SABMiller took a 49 percent stake in a joint venture that makes Snow, which is now China’s best-selling beer brand. Anheuser-Busch InBev has since bought Harbin and Sedrin, two other top domestic brands. Together, the international brewers account for about one-third of the overall beer market in China.
As they pursue a merger, given their dominance, Anheuser-Busch InBev and SABMiller are expected to prune their portfolio in China to keep regulators happy, though it remains unclear where the trimming will be done. Some analysts think they would be able financially to justify the sale of a big domestic brand like Snow, since the market is moving toward premium offerings.
“They might be forced to divest, but it might not be the end of the world for them, because Snow is not necessarily the price point for them,” said Shaun Rein, founder of China Market Research in Shanghai. “Consumers are looking for better quality.”
When the deal was announced, Anheuser-Busch InBev said it would “promptly and proactively” resolve any regulatory issues in China.
The focus follows the shift in the market in recent years.
Homegrown craft beers are gaining favor. Beijing is home to about half a dozen microbreweries, and others have popped up in cities across China.
At the Jing-A Brewing Taproom in Beijing, the owners, transplants from Connecticut and Toronto, serve American-inspired beers with local flair, including Worker’s Pale Ale, Airpocalypse Double IPA and Mandarin Wheat.
Ji Chen, a banker, developed a taste for fine beer as a student in Belgium. When he returned to China, Mr. Chen, now 28, started buying imported beer at the supermarket and hanging out at brew pubs.

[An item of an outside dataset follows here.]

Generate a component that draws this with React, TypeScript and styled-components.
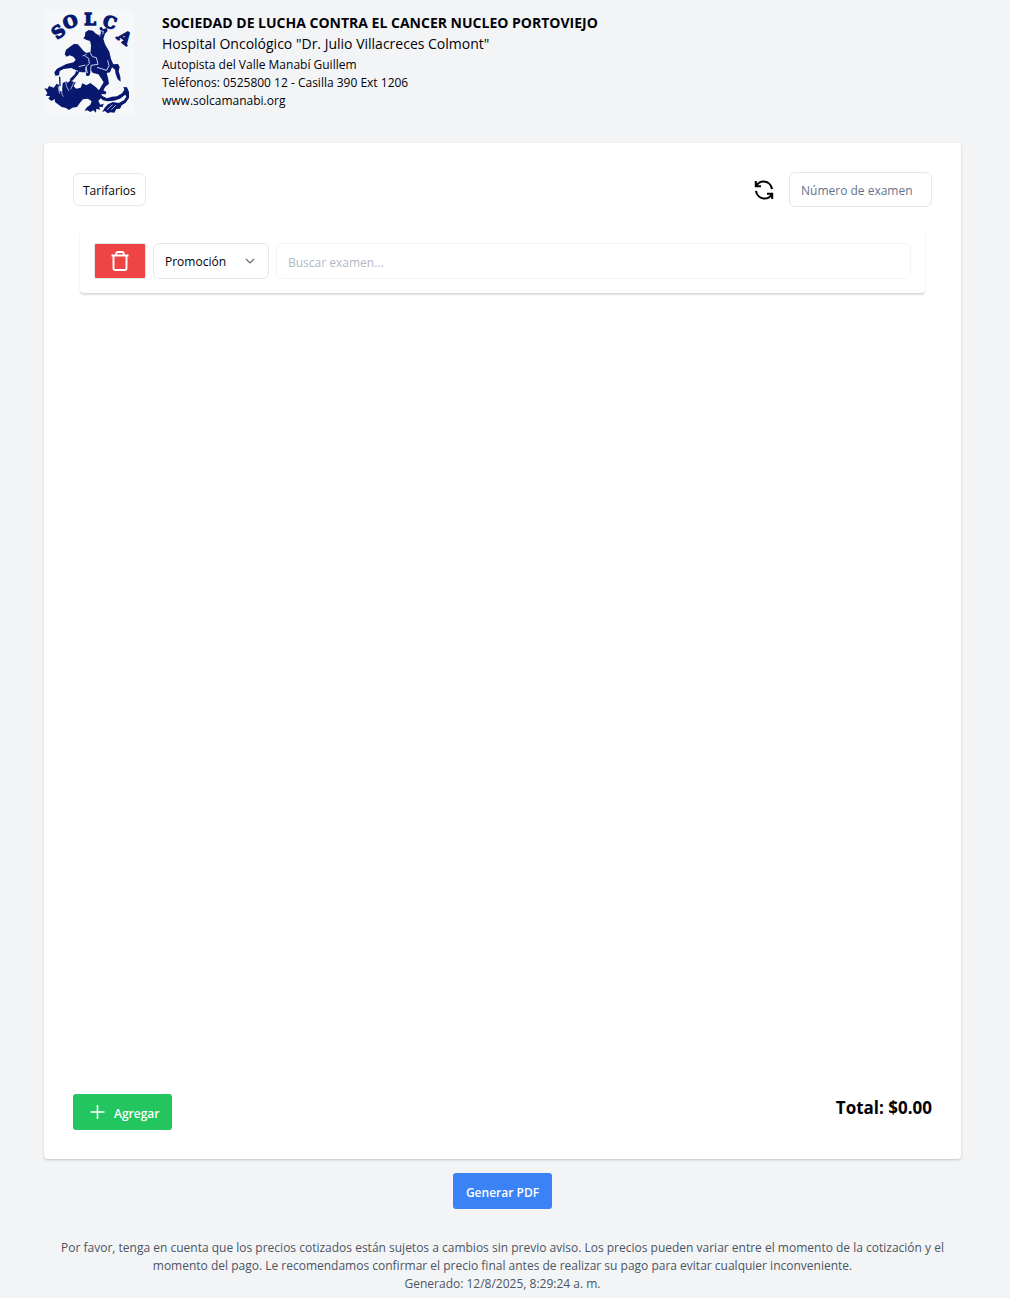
import React from "react";
import styled, { createGlobalStyle } from "styled-components";

const GlobalStyle = createGlobalStyle`
  *, *::before, *::after { box-sizing: border-box; }
  body {
    margin: 0;
    background: #f3f4f6;
    color: #020208;
    font-family: "Segoe UI", "Open Sans", "Noto Sans", sans-serif;
    font-size: 12px;
    line-height: 18px;
  }
  h1, h2, p { margin: 0; }
  button, input, select { font: inherit; color: inherit; }
`;

const Page = styled.div`
  display: flex;
  flex-direction: column;
  min-height: 100vh;
  padding: 10px 49px 5px 44px;
`;

const Header = styled.header`
  display: flex;
  gap: 28px;
  margin-bottom: 29px;
`;

const Logo = styled.svg`
  width: 90px;
  height: 104px;
  flex: none;
  overflow: visible;
  background: #f5f7f9;
  color: #08186f;
`;

const Organisation = styled.div`
  padding-top: 4px;
`;

const Name = styled.h1`
  font-size: 14px;
  font-weight: 700;
  line-height: 18px;
`;

const Hospital = styled.h2`
  font-size: 14px;
  font-weight: 400;
  line-height: 24px;
`;

const Card = styled.main`
  display: flex;
  flex-direction: column;
  flex: 1;
  padding: 29px;
  background: #fff;
  border-radius: 4px;
  box-shadow: 0 1px 3px rgba(0, 0, 0, 0.1), 0 1px 2px rgba(0, 0, 0, 0.1);
`;

const Bar = styled.div`
  display: flex;
  align-items: center;
  justify-content: space-between;
`;

const Group = styled.div`
  display: flex;
  align-items: center;
  gap: 15px;
`;

const OutlineButton = styled.button`
  height: 33px;
  padding: 2px 9px 0;
  background: #fff;
  border: 1px solid #e2e8f0;
  border-radius: 6px;
  cursor: pointer;
`;

const IconButton = styled.button`
  display: flex;
  padding: 0;
  border: 0;
  background: none;
  cursor: pointer;
`;

const Field = styled.input`
  min-width: 0;
  padding: 2px 11px 0;
  background: #fff;
  border: 1px solid #e2e8f0;
  border-radius: 6px;
  &::placeholder { color: #64748b; opacity: 1; }
  &:disabled { opacity: 0.5; }
`;

const NumberField = styled(Field)`
  width: 143px;
  height: 35px;
`;

const SearchField = styled(Field)`
  flex: 1;
  height: 36px;
`;

const List = styled.section`
  flex: 1;
  padding: 22px 7px;
`;

const Item = styled.div`
  display: flex;
  align-items: center;
  gap: 7px;
  padding: 14px;
  border-radius: 4px;
  box-shadow: 0 2px 2px rgba(0, 0, 0, 0.12), 0 1px 1px rgba(0, 0, 0, 0.05);
`;

const DeleteButton = styled.button`
  display: flex;
  align-items: center;
  justify-content: center;
  width: 52px;
  height: 36px;
  padding: 0;
  color: #fff;
  background: #ef4444;
  border: 1px solid #e2e8f0;
  border-radius: 2px;
  cursor: pointer;
`;

const SelectBox = styled.div`
  display: grid;
  align-items: center;
  width: 116px;
  & > * { grid-area: 1 / 1; }
  & > svg { justify-self: end; margin-right: 13px; pointer-events: none; }
`;

const Select = styled.select`
  appearance: none;
  width: 100%;
  height: 36px;
  padding: 2px 11px 0;
  background: #fff;
  border: 1px solid #e2e8f0;
  border-radius: 6px;
`;

const Footer = styled.div`
  display: flex;
  align-items: flex-start;
  justify-content: space-between;
`;

const SolidButton = styled.button<{ $tone: string }>`
  display: flex;
  align-items: center;
  justify-content: center;
  gap: 6px;
  height: 36px;
  padding: 0 13px;
  color: #fff;
  font-weight: 600;
  background: ${(p) => p.$tone};
  border: 0;
  border-radius: 3px;
  cursor: pointer;
  & > span { padding-top: 3px; }
`;

const Total = styled.p`
  font-size: 17px;
  font-weight: 700;
  line-height: 28px;
`;

const Actions = styled.div`
  display: flex;
  justify-content: center;
  padding: 14px 0 30px;
`;

const Notice = styled.footer`
  padding: 0 14px;
  color: #4b5563;
  text-align: center;
`;

function SolcaLogo() {
  return (
    <Logo viewBox="24 18 270 312" role="img" aria-label="SOLCA" fill="currentColor">
      <g fontFamily="DejaVu Serif, serif" fontWeight="700" fontSize="50" textAnchor="middle" stroke="currentColor" strokeWidth="4">
        <text transform="translate(67 83) rotate(-38)" y="18">S</text>
        <text transform="translate(103 53) rotate(-20)" y="18">O</text>
        <text transform="translate(162 45)" y="18">L</text>
        <text transform="translate(222 54) rotate(18)" y="18">C</text>
        <text transform="translate(266 100) rotate(38)" y="18">A</text>
      </g>
      {/* rider and horse */}
      <path d="M142 103 L147 96 L148 85 L158 78 L171 80 L178 88 L188 94 L193 90 L193 79 L190 72 L196 68 L202 76 L212 72 L215 80 L207 89 L202 104 L207 121 L220 143 L225 165 L232 181 L246 180 L251 189 L248 202 L253 218 L254 233 L245 226 L239 210 L237 197 L228 190 L222 205 L212 207 L216 222 L219 239 L208 248 L202 259 L211 264 L209 271 L192 270 L187 262 L203 235 L195 222 L187 211 L171 207 L165 200 L160 215 L151 216 L149 205 L136 205 L119 198 L106 192 L83 195 L71 201 L69 214 L58 215 L55 205 L63 194 L91 180 L113 175 L119 167 L112 158 L101 154 L92 158 L86 151 L90 137 L102 128 L115 119 L121 121 L125 120 L130 126 L143 141 L151 147 L164 143 L165 123 L162 111 L152 108 Z" />
      {/* lance and raised foreleg */}
      <path d="M131 198 L120 214 L106 229 L94 242" fill="none" stroke="currentColor" strokeWidth="5" />
      <path d="M120 200 L128 207 L114 224 L107 231 L101 226 L117 210 Z" />
      <path d="M71 218 L72 246" stroke="currentColor" strokeWidth="4" />
      {/* dragon */}
      <path d="M25 252 L34 255 L39 246 L53 251 L62 239 L69 243 L70 262 L78 262 L80 237 L91 232 L97 238 L106 232 L119 235 L113 247 L121 254 L134 251 L139 238 L151 244 L163 237 L180 250 L191 261 L199 276 L213 283 L228 278 L243 277 L258 268 L265 257 L262 249 L273 250 L279 264 L279 282 L269 296 L257 304 L252 314 L241 315 L235 326 L224 325 L215 328 L207 321 L199 324 L206 311 L216 301 L230 294 L248 297 L264 289 L271 278 L268 272 L252 284 L234 290 L214 292 L201 289 L194 283 L187 291 L193 302 L203 299 L200 309 L190 308 L192 317 L181 314 L180 326 L172 319 L163 324 L154 319 L145 320 L153 310 L163 302 L167 292 L156 284 L141 286 L132 296 L123 309 L109 311 L99 318 L90 312 L77 309 L66 301 L57 294 L56 285 L47 291 L37 284 L42 276 L29 275 L34 267 Z" />
      {/* saddle, reins and harness */}
      <g fill="none" stroke="#eef2fa" strokeWidth="2.5" strokeLinejoin="round">
        <path d="M148 157 L158 163 L160 179 L150 188 L154 207" />
        <path d="M162 145 L169 158 L181 161 L186 181 L165 184 L164 204" />
        <path d="M183 190 L212 199 L219 185 L215 169" />
        <path d="M128 188 L148 183 M149 190 L150 208 M140 156 L152 151" />
        <path d="M191 98 L194 80 L202 82 L200 91" />
        <path d="M86 211 L91 246 L99 261 M120 224 L111 241 L104 256" strokeWidth="2" />
        <path d="M76 246 L78 271 L82 278 M66 247 L71 269" strokeWidth="2" />
        <path d="M230 302 L213 317 M240 303 L226 317" strokeWidth="2" />
      </g>
    </Logo>
  );
}

function RefreshIcon() {
  return (
    <svg width="20" height="20" viewBox="0 0 20 20" fill="none" stroke="currentColor" strokeWidth="2">
      <path d="M1.8 1V6.2H7M2.2 5.8C4 2.8 6.5 1.4 9.5 1.4C14 1.4 17.5 4.7 18 9.2" />
      <path d="M18.2 19V13.8H13M17.8 14.2C16 17.2 13.5 18.6 10.5 18.6C6 18.6 2.5 15.3 2 10.8" />
    </svg>
  );
}

function TrashIcon() {
  return (
    <svg width="20" height="20" viewBox="0 0 20 20" fill="none" stroke="currentColor" strokeWidth="1.9" strokeLinejoin="round">
      <path d="M1.5 4.5H18.5M3.5 4.5V17.2Q3.5 19 5.3 19H14.7Q16.5 19 16.5 17.2V4.5M6.3 4.2V2.5Q6.3 1 7.8 1H12.2Q13.7 1 13.7 2.5V4.2" />
    </svg>
  );
}

function ChevronIcon() {
  return (
    <svg width="12" height="12" viewBox="0 0 12 12" fill="none" stroke="#64646f" strokeWidth="1.1">
      <path d="M2 4L6 8L10 4" />
    </svg>
  );
}

function PlusIcon() {
  return (
    <svg width="22" height="22" viewBox="0 0 22 22" fill="none" stroke="currentColor" strokeWidth="1.6">
      <path d="M11.5 4V18M4.5 11H18.5" />
    </svg>
  );
}

export default function App() {
  return (
    <>
      <GlobalStyle />
      <Page>
        <Header>
          <SolcaLogo />
          <Organisation>
            <Name>SOCIEDAD DE LUCHA CONTRA EL CANCER NUCLEO PORTOVIEJO</Name>
            <Hospital>Hospital Oncológico "Dr. Julio Villacreces Colmont"</Hospital>
            <p>Autopista del Valle Manabí Guillem</p>
            <p>Teléfonos: 0525800 12 - Casilla 390 Ext 1206</p>
            <p>www.solcamanabi.org</p>
          </Organisation>
        </Header>
        <Card>
          <Bar>
            <OutlineButton type="button">Tarifarios</OutlineButton>
            <Group>
              <IconButton type="button" aria-label="Actualizar"><RefreshIcon /></IconButton>
              <NumberField type="text" aria-label="Número de examen" placeholder="Número de examen" />
            </Group>
          </Bar>
          <List>
            <Item>
              <DeleteButton type="button" aria-label="Eliminar"><TrashIcon /></DeleteButton>
              <SelectBox>
                <Select aria-label="Tarifario" defaultValue="promo">
                  <option value="promo">Promoción</option>
                </Select>
                <ChevronIcon />
              </SelectBox>
              <SearchField type="text" aria-label="Buscar examen" placeholder="Buscar examen..." disabled />
            </Item>
          </List>
          <Footer>
            <SolidButton type="button" $tone="#22c55e"><PlusIcon /><span>Agregar</span></SolidButton>
            <Total>Total: $0.00</Total>
          </Footer>
        </Card>
        <Actions>
          <SolidButton type="button" $tone="#3b82f6"><span>Generar PDF</span></SolidButton>
        </Actions>
        <Notice>
          <p>
            Por favor, tenga en cuenta que los precios cotizados están sujetos a cambios sin previo aviso. Los precios
            pueden variar entre el momento de la cotización y el momento del pago. Le recomendamos confirmar el precio
            final antes de realizar su pago para evitar cualquier inconveniente.
          </p>
          <p>Generado: 12/8/2025, 8:29:24 a. m.</p>
        </Notice>
      </Page>
    </>
  );
}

“I don’t think it’s expensive,” he said, sipping the Flying Fist IPA at Jing-A. “If you go out to drink at a bar, you would have to spend this much for any drink you get. And craft beers here are of good quality.”
The high-end varieties can fatten a company’s bottom line.
More than 30 percent of sales under the Snow brand are in the premium segment, including Snow Draft and Snow Brave the World, according to SABMiller ’s annual report. The brands Anheuser-Busch InBev markets as premium in China, which include Budweiser, Corona, Stella Artois and Hoegaarden, make up nearly a quarter of its sales by volume.
“All of this premiumization and trading up is the biggest revenue driver of our industry,” Jean Jereissati, Anheuser-Busch InBev’s China president, said at an investor seminar in September. “And it is very relevant for our company.”
Anheuser-Busch InBev and SABMiller are digging deep into their cooler of longtime brands in the hope of attracting more discerning customers. In part, they are promoting the provenance of their brands.
When Budweiser Supreme was introduced, the company projected a video detailing the recipe’s origins and ingredients onto a giant bottle in various Chinese cities. Against a striking soundtrack, the company described how the beer had the “rich aroma of wheat malt flavor and aristocratic bearing.”
Lifestyle, too, is major selling point.
Other advertisements featured Budweiser Supreme being poured in a restaurant by a waiter wearing white gloves. In the summer, women in their 20s, wearing dresses with Corona or Budweiser logos and sometimes long white boots, were often seen milling around the bars and chatting with customers in the upscale Sanlitun area of Beijing.
“They put a lot of money into the marketing, the heritage — all those things make consumers pay more for it,” said Jonny Forsyth, a global drinks analyst at Mintel, a research firm. “That’s what’s been missing in China. Younger people are more receptive to it.”
The message is getting through to consumers, who are increasingly willing to pay for beer.
At Heaven Supermarket, a store and bar with a backpacker vibe, Chen Jing, 30, browsed through the imported beer with her boyfriend, both of them clutching beers that cost about 50 renminbi each, or nearly $8. A bottle of Snow from the grocery store next door cost just 1.9 renminbi, or about 30 cents.
Most of the bottles going through the checkout at Heaven are overseas varieties like Hoegaarden, Corona and Budweiser, selling for 15 renminbi. And the store, across the road from a Rolls-Royce and Bentley dealership, is not short of people perusing more expensive beers, which can cost up to 100 renminbi, or about $15.
Ms. Chen started drinking foreign beer after vacationing around China and Southeast Asia. She has taken such a liking to the beer culture that she is planning a holiday in Belgium.
“I would rather be spending money on few quality beers than buying lots of cheap beers and feeling full and headachy,” she said. “It’s more about the lifestyle I choose than simply drinking.”